_Brief_: Write out each line exactly as given. Leave the pictures out of your copy.

— BEGIN Collected data —

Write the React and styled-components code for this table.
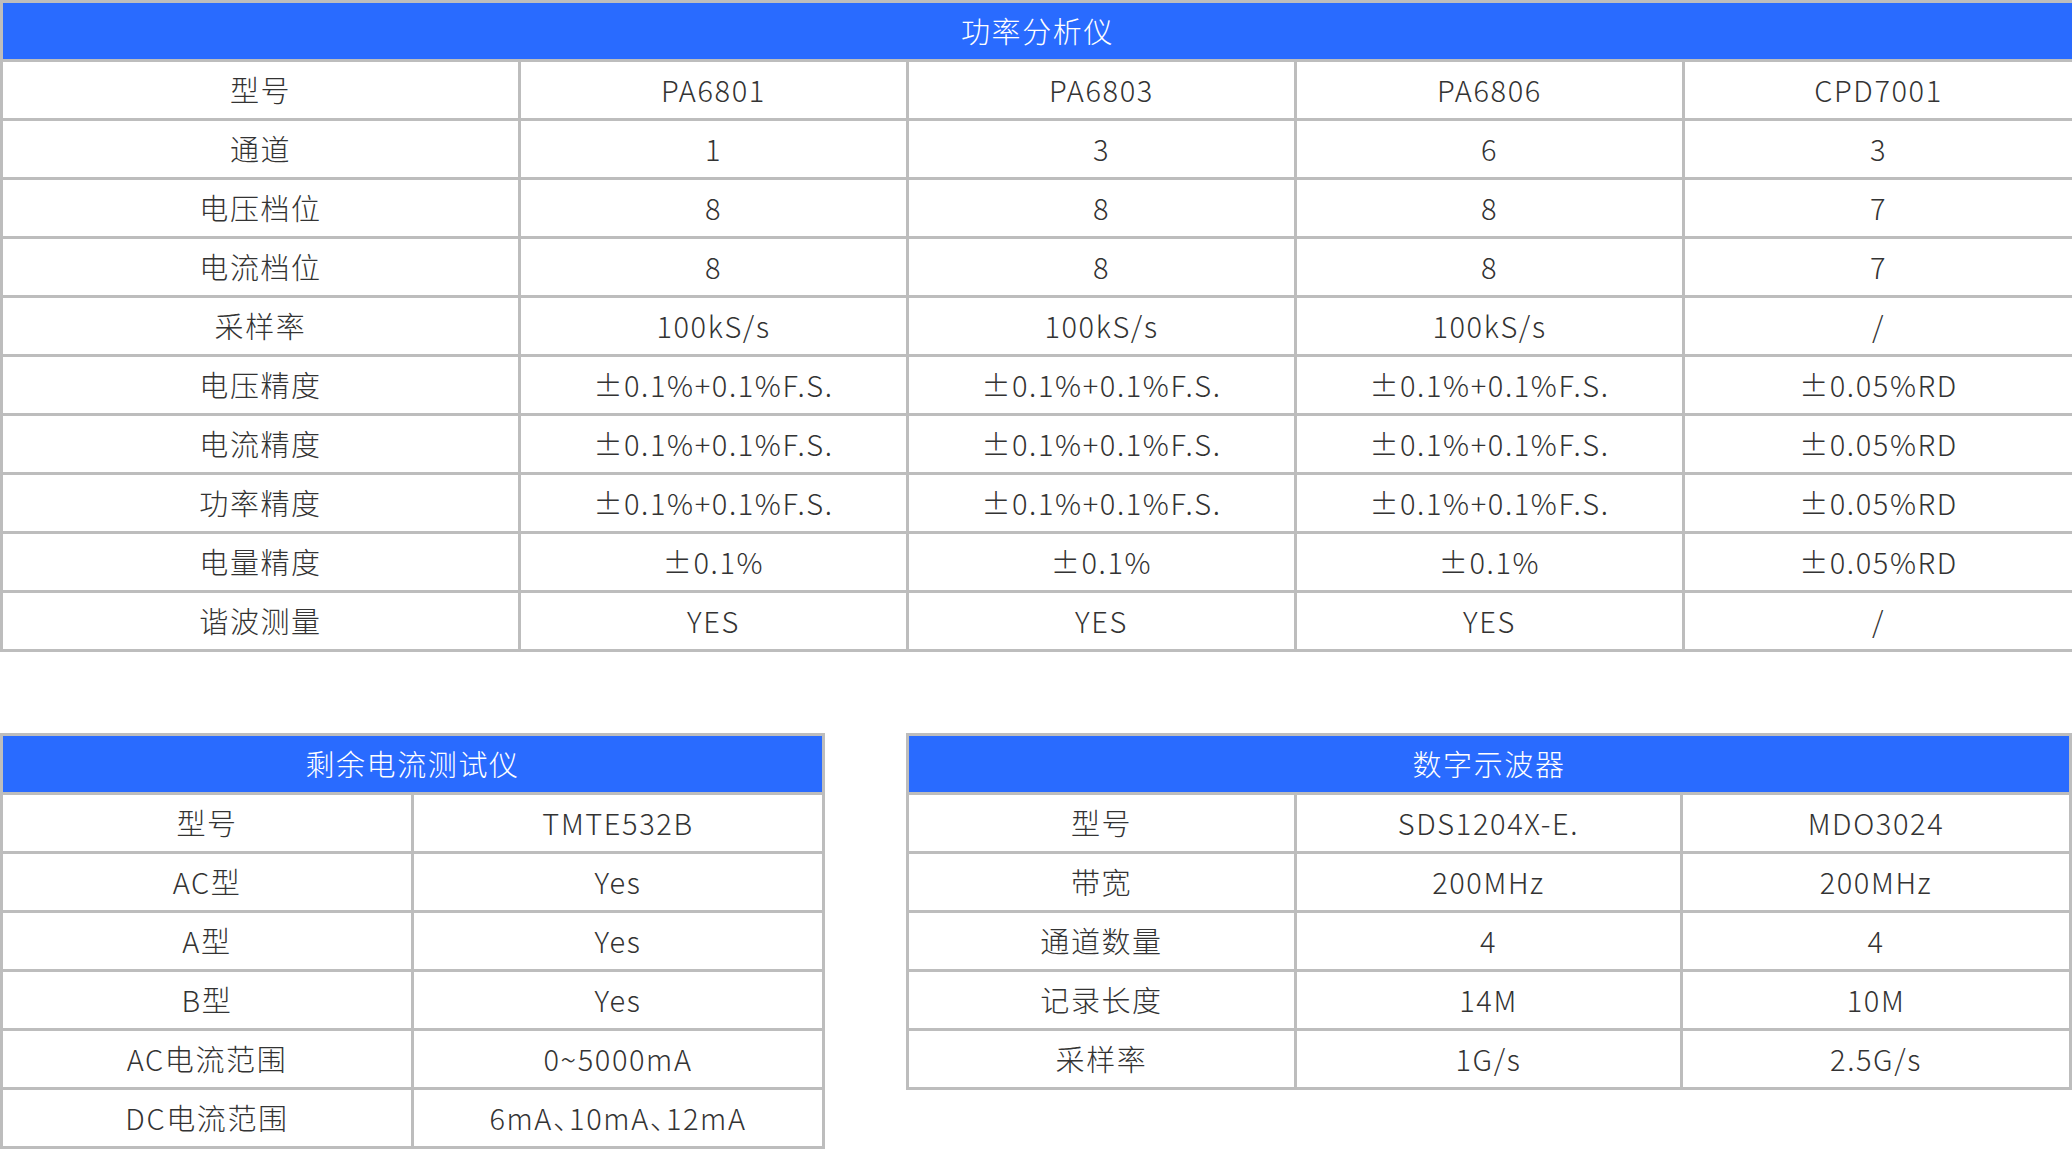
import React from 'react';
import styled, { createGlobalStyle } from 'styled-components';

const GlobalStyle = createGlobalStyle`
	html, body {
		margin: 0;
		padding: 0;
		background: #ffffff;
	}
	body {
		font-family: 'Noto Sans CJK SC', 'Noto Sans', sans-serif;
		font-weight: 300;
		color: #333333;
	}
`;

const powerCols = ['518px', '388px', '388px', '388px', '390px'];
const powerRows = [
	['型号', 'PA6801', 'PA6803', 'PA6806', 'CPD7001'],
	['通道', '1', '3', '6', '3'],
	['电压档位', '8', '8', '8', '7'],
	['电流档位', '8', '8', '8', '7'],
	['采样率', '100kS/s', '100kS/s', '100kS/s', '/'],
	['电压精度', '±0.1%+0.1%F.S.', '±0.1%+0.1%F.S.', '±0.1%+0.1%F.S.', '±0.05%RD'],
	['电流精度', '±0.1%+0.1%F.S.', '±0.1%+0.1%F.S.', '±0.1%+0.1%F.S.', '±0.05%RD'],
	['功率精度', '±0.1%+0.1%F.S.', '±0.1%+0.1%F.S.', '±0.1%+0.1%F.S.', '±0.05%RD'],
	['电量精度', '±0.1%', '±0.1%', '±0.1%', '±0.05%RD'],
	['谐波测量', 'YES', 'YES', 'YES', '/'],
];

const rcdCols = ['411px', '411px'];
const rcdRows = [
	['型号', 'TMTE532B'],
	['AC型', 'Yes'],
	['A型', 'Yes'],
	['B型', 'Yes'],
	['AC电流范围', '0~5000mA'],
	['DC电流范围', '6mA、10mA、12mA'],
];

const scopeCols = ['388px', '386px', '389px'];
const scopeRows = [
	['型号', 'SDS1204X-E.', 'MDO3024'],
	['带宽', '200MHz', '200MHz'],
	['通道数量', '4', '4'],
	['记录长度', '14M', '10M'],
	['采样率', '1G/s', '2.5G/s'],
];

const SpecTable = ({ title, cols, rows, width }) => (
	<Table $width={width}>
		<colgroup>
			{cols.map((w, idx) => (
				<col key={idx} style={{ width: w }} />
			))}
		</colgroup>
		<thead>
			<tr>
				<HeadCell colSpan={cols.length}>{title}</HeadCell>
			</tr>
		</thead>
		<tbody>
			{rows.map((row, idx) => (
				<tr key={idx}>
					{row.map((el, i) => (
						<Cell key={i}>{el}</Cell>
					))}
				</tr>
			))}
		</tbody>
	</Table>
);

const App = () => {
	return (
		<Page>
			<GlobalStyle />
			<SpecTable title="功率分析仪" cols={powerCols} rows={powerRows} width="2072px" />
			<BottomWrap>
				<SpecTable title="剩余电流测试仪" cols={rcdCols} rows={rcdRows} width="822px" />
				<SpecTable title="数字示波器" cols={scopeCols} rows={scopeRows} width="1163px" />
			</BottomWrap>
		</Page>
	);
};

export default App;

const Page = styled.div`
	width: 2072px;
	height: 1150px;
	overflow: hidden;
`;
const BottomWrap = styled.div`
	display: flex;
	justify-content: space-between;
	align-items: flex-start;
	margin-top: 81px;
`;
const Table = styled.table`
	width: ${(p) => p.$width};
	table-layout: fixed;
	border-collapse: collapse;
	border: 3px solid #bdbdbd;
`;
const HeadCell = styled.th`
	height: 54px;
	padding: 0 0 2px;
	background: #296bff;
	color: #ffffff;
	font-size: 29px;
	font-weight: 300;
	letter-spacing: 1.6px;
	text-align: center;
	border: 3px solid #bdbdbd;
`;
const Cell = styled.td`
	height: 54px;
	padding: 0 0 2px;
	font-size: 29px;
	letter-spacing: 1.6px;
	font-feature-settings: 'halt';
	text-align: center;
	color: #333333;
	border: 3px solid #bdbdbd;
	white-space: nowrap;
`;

— END Collected data —

_Result_:
Write the React and styled-components code for this table.
import React from 'react';
import styled, { createGlobalStyle } from 'styled-components';

const GlobalStyle = createGlobalStyle`
	html, body {
		margin: 0;
		padding: 0;
		background: #ffffff;
	}
	body {
		font-family: 'Noto Sans CJK SC', 'Noto Sans', sans-serif;
		font-weight: 300;
		color: #333333;
	}
`;

const powerCols = ['518px', '388px', '388px', '388px', '390px'];
const powerRows = [
	['型号', 'PA6801', 'PA6803', 'PA6806', 'CPD7001'],
	['通道', '1', '3', '6', '3'],
	['电压档位', '8', '8', '8', '7'],
	['电流档位', '8', '8', '8', '7'],
	['采样率', '100kS/s', '100kS/s', '100kS/s', '/'],
	['电压精度', '±0.1%+0.1%F.S.', '±0.1%+0.1%F.S.', '±0.1%+0.1%F.S.', '±0.05%RD'],
	['电流精度', '±0.1%+0.1%F.S.', '±0.1%+0.1%F.S.', '±0.1%+0.1%F.S.', '±0.05%RD'],
	['功率精度', '±0.1%+0.1%F.S.', '±0.1%+0.1%F.S.', '±0.1%+0.1%F.S.', '±0.05%RD'],
	['电量精度', '±0.1%', '±0.1%', '±0.1%', '±0.05%RD'],
	['谐波测量', 'YES', 'YES', 'YES', '/'],
];

const rcdCols = ['411px', '411px'];
const rcdRows = [
	['型号', 'TMTE532B'],
	['AC型', 'Yes'],
	['A型', 'Yes'],
	['B型', 'Yes'],
	['AC电流范围', '0~5000mA'],
	['DC电流范围', '6mA、10mA、12mA'],
];

const scopeCols = ['388px', '386px', '389px'];
const scopeRows = [
	['型号', 'SDS1204X-E.', 'MDO3024'],
	['带宽', '200MHz', '200MHz'],
	['通道数量', '4', '4'],
	['记录长度', '14M', '10M'],
	['采样率', '1G/s', '2.5G/s'],
];

const SpecTable = ({ title, cols, rows, width }) => (
	<Table $width={width}>
		<colgroup>
			{cols.map((w, idx) => (
				<col key={idx} style={{ width: w }} />
			))}
		</colgroup>
		<thead>
			<tr>
				<HeadCell colSpan={cols.length}>{title}</HeadCell>
			</tr>
		</thead>
		<tbody>
			{rows.map((row, idx) => (
				<tr key={idx}>
					{row.map((el, i) => (
						<Cell key={i}>{el}</Cell>
					))}
				</tr>
			))}
		</tbody>
	</Table>
);

const App = () => {
	return (
		<Page>
			<GlobalStyle />
			<SpecTable title="功率分析仪" cols={powerCols} rows={powerRows} width="2072px" />
			<BottomWrap>
				<SpecTable title="剩余电流测试仪" cols={rcdCols} rows={rcdRows} width="822px" />
				<SpecTable title="数字示波器" cols={scopeCols} rows={scopeRows} width="1163px" />
			</BottomWrap>
		</Page>
	);
};

export default App;

const Page = styled.div`
	width: 2072px;
	height: 1150px;
	overflow: hidden;
`;
const BottomWrap = styled.div`
	display: flex;
	justify-content: space-between;
	align-items: flex-start;
	margin-top: 81px;
`;
const Table = styled.table`
	width: ${(p) => p.$width};
	table-layout: fixed;
	border-collapse: collapse;
	border: 3px solid #bdbdbd;
`;
const HeadCell = styled.th`
	height: 54px;
	padding: 0 0 2px;
	background: #296bff;
	color: #ffffff;
	font-size: 29px;
	font-weight: 300;
	letter-spacing: 1.6px;
	text-align: center;
	border: 3px solid #bdbdbd;
`;
const Cell = styled.td`
	height: 54px;
	padding: 0 0 2px;
	font-size: 29px;
	letter-spacing: 1.6px;
	font-feature-settings: 'halt';
	text-align: center;
	color: #333333;
	border: 3px solid #bdbdbd;
	white-space: nowrap;
`;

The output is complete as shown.